La manipolazione del gruppo e il contagio emotivo
Questi film, come altri analoghi, estremizzano naturalmente gli eventi reali legati agli esperimenti; questi ultimi hanno ricevuto critiche sul piano scientifico, metodologico e anche deontologico. Quello che offrono non è altro che l’illustrazione di alcune dinamiche degenerative del comportamento di gruppo, che sono del resto osservabili in svariate situazioni non necessariamente strutturate così rigidamente. Riemerge così il lato oscuro del gruppo, esposto alla manipolazione e alla deriva comportamentale. Lo scrittore Elias Canetti, in Massa e potere, ha tratteggiato alcune qualità della massa (di persone), nei termini della volontà di crescere numericamente, del valore assoluto assegnato all’eguaglianza, del movimento verso una meta condivisa, che rafforza la sensazione di eguaglianza. Un altro aspetto da lui evidenziato è il ritmo, che “è originariamente ritmo dei piedi” ed esprime sia la tensione a crescere (“se pestano il suolo più forte, suonano come se fossero di più”) sia il desiderio di eguaglianza (“al colmo della loro eccitazione… si sentono davvero una sola cosa”).

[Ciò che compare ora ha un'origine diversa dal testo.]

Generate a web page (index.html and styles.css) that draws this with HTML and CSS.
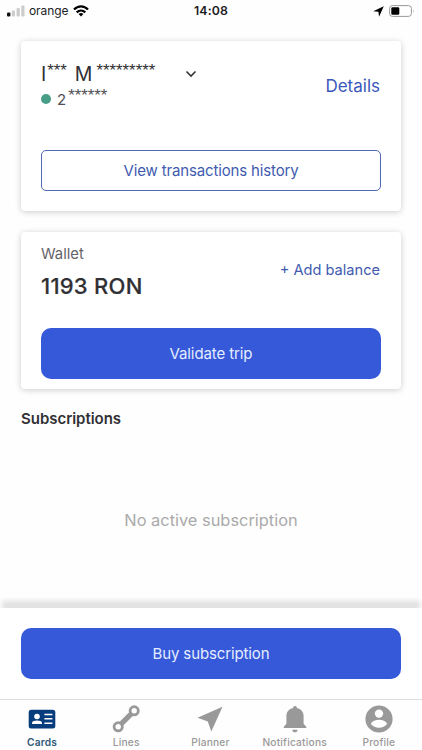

Questo ritorna in una delle scene del film L’onda, quando il docente invita il gruppo a marciare sempre più forte e all’unisono, per farsi sentire nell’aula al piano di sotto, fino a farne cadere l’intonaco. Se tutto ciò è noto da tempo, quali riflessioni meno scontate possiamo derivare da questo tipo di esperimenti sociali e dalla loro rappresentazione nei film? Rammentarli forse non è inutile, al fine di controbilanciare certi entusiasmi che proviamo anche in contesti meno drammatici per la fusione delle individualità in una squadra emozionalmente coesa intorno ai sentimenti e valori legati all’appartenenza.
Tenendo anche conto che le cronache attuali danno notizia di nuovi esperimenti, certo meno drammatici negli esiti, come quello così descritto in un articolo dal titolo “Emotional contagion through social networks”, uscito sulla rivista Proceedings of the National Academy of Sciences (Kramer, Guillory, Hancock, 2014): “Mostriamo, tramite un massiccio esperimento (N = 689.003) su Facebook, che gli stati emotivi possono essere trasferiti ad altri tramite il contagio emotivo, portando le persone a provare le stesse emozioni senza la loro consapevolezza.
Forniamo prove sperimentali che il contagio emotivo si verifica senza interazione diretta tra le persone (è sufficiente l’esposizione a un amico che esprime un’emozione) e in completa assenza di segnali non verbali”.
Riflettere sulle conseguenze del pensiero di gruppo
Bisogna allora riflettere in modo meno convenzionale sul concetto di “pensiero di gruppo”. La scoperta del fenomeno del groupthink è normalmente attribuita a Irving Janis (ne parla in un articolo dal titolo “Groupthink”, uscito sulla rivista Psychology today nel 1971); in realtà la primogenitura spetta a William H. Whyte Jr., l’autore del bestseller degli Anni 50 The organization man, che ne scrisse su Fortune addirittura nel 1952. La rivista americana ha reso disponibile sul suo sito il testo originario dell’articolo; e lo ha fatto nel 2012, sulla scia del Penn State child sex abuse scandal, una manifestazione impressionante, tra le tante in questo campo, di come il pensiero di gruppo possa celare, a lungo e agli occhi di tanti, situazioni perverse tutt’altro che circoscritte. Leggendo alcuni passi dell’articolo di Whyte, è impressionante rilevare come l’autore richiami temi che sono divenuti oggi di viva attualità. Infatti, non si limita a evocare la group dynamics, tema caldo dell’epoca grazie agli studi (e agli esperimenti) di Kurt Lewin, ma accenna alla social engineering e addirittura alla social physics.
Quest’ultimo termine è il titolo stesso del libro del 2014 (62 anni dopo!) di Alex Pentland, che propone una sorta di ‘nuova scienza’ rivolta a comprendere, orientare e valutare i comportamenti umani tramite i dati rilevati da sensori e altre tecnologie: l’idea di creare, tramite Big data, e financo strumenti di sociometrica che tracciano i flussi di idee tra le persone, non solo Data driven organization, ma anche Data driven society. Janis nel 1971 sviluppa il concetto di groupthink, senza citare Whyte, e lo riconduce a regole di condotta utilizzabili dai manager per migliorare i processi decisionali; mentre la critica di Whyte era più radicale.
Ora, non si tratta tanto del pericolo di cadere in nuove forme di autocrazia. Ma vale la pena di ragionare più in profondità sul rapporto tra individuo-persone e gruppo-organizzazione, accogliendo il monito espresso da Whyte con queste parole: “Non stiamo parlando di mero conformismo istintivo, è dopo tutto un fallimento perenne dell’umanità. Ciò di cui stiamo parlando è un conformismo razionalizzato, una filosofia aperta e articolata che sostiene che i valori di gruppo non sono solo opportuni, ma anche giusti e buoni”.